Patrice Neveu

Personal information
- Date of birth: 29 March 1954 (age 72)
- Place of birth: Pré-Saint-Évroult, France
- Position: Defender

Team information
- Current team: Togo (manager)

Senior career*
- Years: Team / Apps / (Gls)
- Angoulême CFC
- ES La Rochelle

Managerial career
- 1991–1998: Vendée Fontenay Foot
- 1998–1999: Angoulême CFC
- 1999: Niger
- 1999–2001: CO Médenine
- 2003: Zhuhai Anping
- 2004–2006: Guinea
- 2007: Ismaily
- 2008–2010: DR Congo
- 2010: Smouha
- 2012–2014: Mauritania
- 2015–2016: Haiti
- 2018: Laos
- 2018–2019: Horoya AC
- 2019–2023: Gabon
- 2026-: Togo

= Patrice Neveu =

French football coach (born 1954)

Patrice Neveu (born 29 March 1954) is a French football coach and former player, who is manager of Togo national team.

==Playing career==
Neveu enjoyed a short playing career in France with Angoulême CFC and ES La Rochelle.

==Coaching career==
After retiring as a player, Neveu has managed both club and national sides. He began his career in France with club sides Vendée Fontenay Foot and Angoulême CFC, before becoming manager of the Niger national side in 1999. He then returned to club football in Tunisia with CO Médenine in 1999. In December 2001, Neveu came to Chinese club Dalian Shide and served as coach of its youth academy where he was mainly in charge of a youth team made up of foreign teenage players signed from Cameroon, a project which later proved a failure. In December 2002, Neveu was appointed manager of Dalian Sidelong, which was then Dalian Shide's reserve team and was competing in the second-tier league. Soon later in January 2003, Dalian Sidelong was sold out, moved to the city of Zhuhai and renamed Zhuhai Anping, in an effort to remove its affiliation with Dalian Shide, as is required by the Chinese Football Association. Neveu nevertheless maintained his managerial position at the new club, and went on to lead the team to finish the season in 8th position, before he left the club at the end of the year. In 2004, Neveu returned to international level with the Guinea national side, that he managed from 2004 to 2006. He then managed Ismaily in Egypt from February to August 2007. He became manager of the DR Congo national side in April 2008. Neveu rejected calls in October 2008 from player Shabani Nonda for him to resign following some poor performances by the national side.

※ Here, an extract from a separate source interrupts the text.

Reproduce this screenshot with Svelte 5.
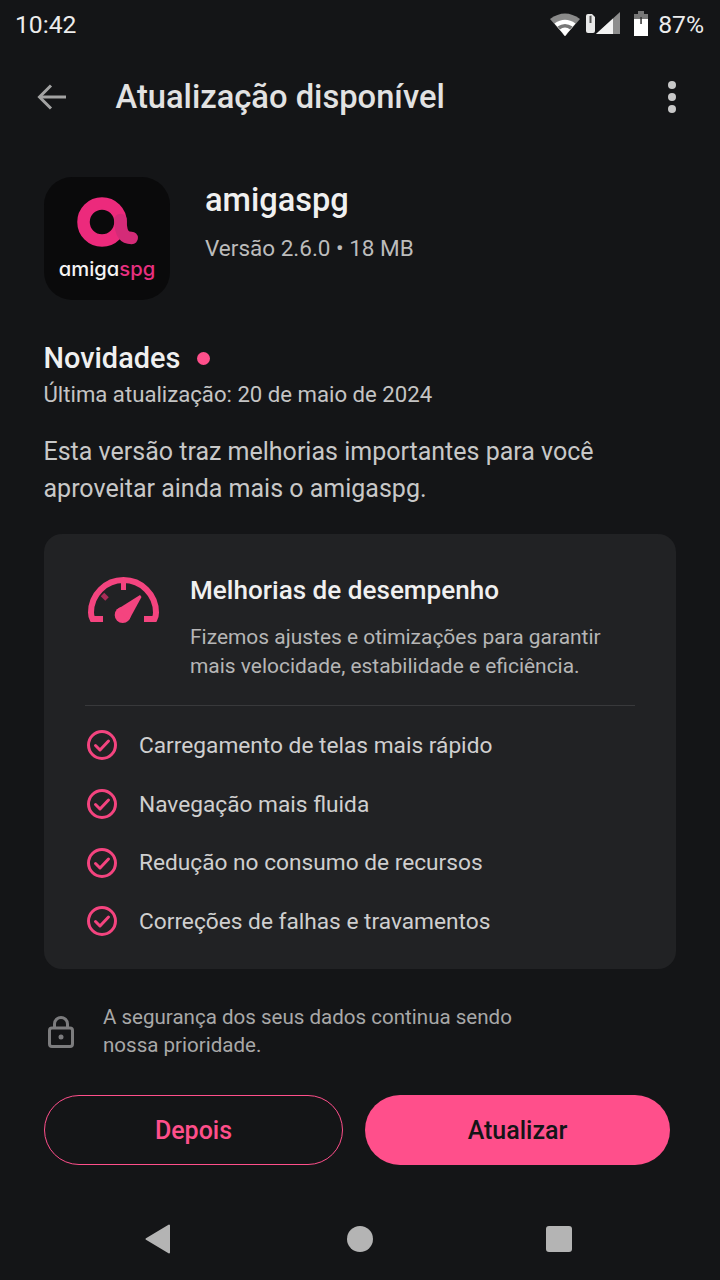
<script>
  const items = [
    'Carregamento de telas mais rápido',
    'Navegação mais fluida',
    'Redução no consumo de recursos',
    'Correções de falhas e travamentos'
  ]
</script>

<div class="screen">
  <div class="status">
    <span class="time">10:42</span>
    <div class="status-right">
      <svg class="wifi" width="32" height="26" viewBox="0 0 32 26">
        <path d="M16 25 L1 8 Q16 -3 31 8 Z" fill="#8a8a8a"/>
        <path d="M16 25 L5.500 12.500 Q16 5 26.500 12.500 Z" fill="#fff"/>
        <path d="M16 25 L8.500 15.500 Q16 10.500 23.500 15.500 Z" fill="#777"/>
        <path d="M16 25 L10.800 18.500 Q16 14.500 21.200 18.500 Z" fill="#fff"/>
      </svg>
      <svg class="signal" width="36" height="24" viewBox="0 0 36 24">
        <path d="M0 4 Q0 2 2 2 L6 2 L9 5 L9 19 Q9 21 7 21 L2 21 Q0 21 0 19 Z" fill="#e8e8e8"/>
        <path d="M5.500 3.500 L5.500 11 L3.500 11 L3.500 4 Z" fill="#555"/>
        <path d="M10 22 L34 0 L34 22 Z" fill="#8d8d8d"/>
        <path d="M10 22 L27 6.500 L27 22 Z" fill="#f2f2f2"/>
      </svg>
      <svg class="battery" width="16" height="26" viewBox="0 0 16 26">
        <path d="M5 0 H11 V3 H15 V25 H1 V3 H5 Z" fill="#fff"/>
        <path d="M5 0 H11 V3 H15 V8 H1 V3 H5 Z" fill="#777"/>
        <rect x="7.300" y="6" width="1.500" height="7" fill="#333"/>
      </svg>
      <span class="pct">87%</span>
    </div>
  </div>

  <div class="appbar">
    <svg class="back" width="32" height="32" viewBox="0 0 32 32" fill="none" stroke="#a3a3a3" stroke-width="3">
      <path d="M30 16 H4"/>
      <path d="M15 4.500 L3.500 16 L15 27.500"/>
    </svg>
    <h1>Atualização disponível</h1>
    <div class="dots"><i></i><i></i><i></i></div>
  </div>

  <div class="app-head">
    <div class="app-icon">
      <svg width="68" height="52" viewBox="0 0 68 52" fill="none">
        <circle cx="29" cy="26" r="18.500" stroke="#ec2a7c" stroke-width="12.500"/>
        <path d="M47.500 24 C47.500 36 50 42 58.700 42" stroke="#d42b78" stroke-width="12.500" stroke-linecap="round"/>
      </svg>
      <div class="logo-text">amiga<span>spg</span></div>
    </div>
    <div class="app-info">
      <div class="app-name">amigaspg</div>
      <div class="app-ver">Versão 2.6.0 • 18 MB</div>
    </div>
  </div>

  <div class="news">
    <h2>Novidades <i class="dot"></i></h2>
    <p class="updated">Última atualização: 20 de maio de 2024</p>
    <p class="desc">Esta versão traz melhorias importantes para você aproveitar ainda mais o amigaspg.</p>
  </div>

  <div class="card">
    <div class="card-top">
      <svg class="gauge" width="76" height="50" viewBox="0 0 76 50" fill="none">
        <path d="M17 44 H6.500 C5.500 42 5 40 5 37.500 A32.500 32.500 0 0 1 70 37.500 C70 40 69.500 42 68.500 44 H58" stroke="#f4447f" stroke-width="6"/>
        <path d="M37.500 3 V15" stroke="#f4447f" stroke-width="5"/>
        <path d="M16.500 19.500 L21 24" stroke="#a82c58" stroke-width="5"/>
        <circle cx="36.700" cy="40" r="8" fill="#f4447f"/>
        <path d="M31 34.500 L54 20 L55.500 22 L43 45 Z" fill="#f4447f"/>
      </svg>
      <div>
        <h3>Melhorias de desempenho</h3>
        <p>Fizemos ajustes e otimizações para garantir mais velocidade, estabilidade e eficiência.</p>
      </div>
    </div>
    <ul>
      {#each items as item}
        <li>
          <svg width="30" height="30" viewBox="0 0 30 30" fill="none" stroke="#f4447f" stroke-width="3">
            <circle cx="15" cy="15" r="13.500"/>
            <path d="M8.500 15.500 L13 20 L21.500 11" stroke-linecap="round" stroke-linejoin="round"/>
          </svg>
          {item}
        </li>
      {/each}
    </ul>
  </div>

  <div class="secure">
    <svg width="26" height="32" viewBox="0 0 26 32" fill="none" stroke="#7c7c7e" stroke-width="3">
      <rect x="1.500" y="12" width="23" height="18.500" rx="2.500"/>
      <path d="M6.500 12 V8 A6.500 6.500 0 0 1 19.500 8 V12"/>
      <circle cx="13" cy="21" r="2.500" fill="#7c7c7e" stroke="none"/>
    </svg>
    <p>A segurança dos seus dados continua sendo nossa prioridade.</p>
  </div>

  <div class="actions">
    <button class="later">Depois</button>
    <button class="update">Atualizar</button>
  </div>

  <div class="nav">
    <svg width="26" height="30" viewBox="0 0 26 30"><path d="M24 1.500 V28.500 L1.500 15 Z" fill="#b4b4b4" stroke="#b4b4b4" stroke-width="2" stroke-linejoin="round"/></svg>
    <span class="circle"></span>
    <span class="square"></span>
  </div>
</div>

<style>
  :global(body) {
    margin: 0;
    background: #141517;
  }

  .screen {
    width: 720px;
    height: 1280px;
    background: #141517;
    color: #e6e6e6;
    font-family: Roboto, sans-serif;
    display: flex;
    flex-direction: column;
    overflow: hidden;
  }

  .status {
    height: 48px;
    display: flex;
    align-items: center;
    justify-content: space-between;
    padding: 0 16px 0 15px;
    font-size: 24.700px;
    color: #ececec;
  }

  .status-right {
    display: flex;
    align-items: center;
  }

  .wifi { margin-right: 5px; }
  .signal { margin-right: 11px; }
  .battery { margin-right: 9px; }

  .appbar {
    height: 98px;
    display: flex;
    align-items: center;
    padding: 0 44px 0 36px;
  }

  .back { margin-right: 47.500px; }

  h1 {
    flex: 1;
    margin: 0;
    font-size: 32.700px;
    font-weight: 500;
    color: #e2e2e2;
  }

  .dots {
    display: flex;
    flex-direction: column;
    gap: 4px;
  }

  .dots i {
    width: 8px;
    height: 8px;
    border-radius: 50%;
    background: #c8c8c8;
  }

  .app-head {
    display: flex;
    margin: 31px 0 0 44px;
  }

  .app-icon {
    width: 126px;
    height: 123px;
    border-radius: 28px;
    background: #0a0a0b;
    display: flex;
    flex-direction: column;
    align-items: center;
    padding-top: 19px;
    box-sizing: border-box;
  }

  .logo-text {
    font-family: Inter, sans-serif;
    font-feature-settings: "cv11";
    font-size: 20.200px;
    font-weight: 500;
    line-height: 26px;
    margin-top: 8px;
    color: #f4f4f4;
  }

  .logo-text span { color: #e83080; }

  .app-info { margin-left: 35px; }

  .app-name {
    font-size: 32.600px;
    font-weight: 500;
    line-height: 36px;
    margin-top: 5px;
    color: #f0f0f0;
  }

  .app-ver {
    font-size: 22.500px;
    line-height: 28px;
    margin-top: 16px;
    color: #bcbcbc;
  }

  .news { margin: 42px 44px 0 43.500px; }

  h2 {
    margin: 0;
    font-size: 28.900px;
    font-weight: 500;
    line-height: 32px;
    color: #f0f0f0;
    display: flex;
    align-items: center;
    gap: 17px;
  }

  .dot {
    width: 13px;
    height: 13px;
    border-radius: 50%;
    background: #ff4f8b;
  }

  .updated {
    margin: 5px 0 0;
    font-size: 22.170px;
    line-height: 30px;
    color: #c4c4c4;
  }

  .desc {
    margin: 24px 0 0;
    font-size: 25px;
    line-height: 37px;
    color: #c8c8c8;
  }

  .card {
    margin: 27px 44px 0;
    height: 435px;
    box-sizing: border-box;
    padding: 39px 41px 0;
    background: #212224;
    border-radius: 18px;
  }

  .card-top {
    display: flex;
    align-items: flex-start;
    height: 132px;
    border-bottom: 1px solid #38393b;
  }

  .gauge {
    margin: 2px 28px 0 1px;
    flex-shrink: 0;
  }

  h3 {
    margin: 0;
    font-size: 26.100px;
    font-weight: 500;
    line-height: 34px;
    color: #f0f0f0;
  }

  .card-top p {
    margin: 16px 0 0;
    font-size: 20.950px;
    line-height: 28.500px;
    color: #b6b6b6;
  }

  ul {
    list-style: none;
    margin: 0;
    padding: 10px 0 0 2px;
  }

  li {
    height: 58.700px;
    display: flex;
    align-items: center;
    gap: 22px;
    font-size: 22.700px;
    color: #cfcfcf;
  }

  .secure {
    display: flex;
    margin: 33px 0 0 48px;
    height: 60px;
    align-items: center;
  }

  .secure p {
    margin: -2px 0 0 29px;
    width: 440px;
    font-size: 20.550px;
    line-height: 28px;
    color: #a8a8a8;
  }

  .actions {
    display: flex;
    gap: 22px;
    margin: 33px 0 0 44px;
  }

  button {
    height: 70px;
    border-radius: 35px;
    font-family: Roboto, sans-serif;
    font-size: 25px;
    font-weight: 500;
  }

  .later {
    width: 299px;
    background: transparent;
    border: 1.500px solid #ff4f8b;
    color: #ff4f8b;
  }

  .update {
    width: 305px;
    background: #ff4f8b;
    border: 0;
    color: #141517;
  }

  .nav {
    display: flex;
    align-items: center;
    margin-top: 47px;
    height: 54px;
    padding-left: 145px;
  }

  .circle {
    width: 26px;
    height: 26px;
    border-radius: 50%;
    background: #b4b4b4;
    margin-left: 176px;
  }

  .square {
    width: 26px;
    height: 26px;
    border-radius: 3px;
    background: #b4b4b4;
    margin-left: 173px;
  }
</style>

In October 2008, Neveu was named among a five-man shortlist for the vacant job as the manager of the Rwandan national side.

On 9 August 2014, Naveu left his position of manager of Mauritanian national side.

He became the coach of the Haiti national team in December 2015, leaving the role in December 2016.

In December 2017 he was linked with the vacant Benin national team manager's job.

In April 2018 he was one of 77 applicants for the vacant Cameroon national team job.

In September 2018, he temporarily became the manager of Laos, before being replaced by Singaporean coach V. Sundramoorthy. In November 2018 he became manager of Horoya AC. He was replaced with Didier Gomes on 20 March 2019.

On 24 March 2019, he was then appointed as manager of Gabon's national team. He left the role in late 2023.

He became Togo manager in February 2026.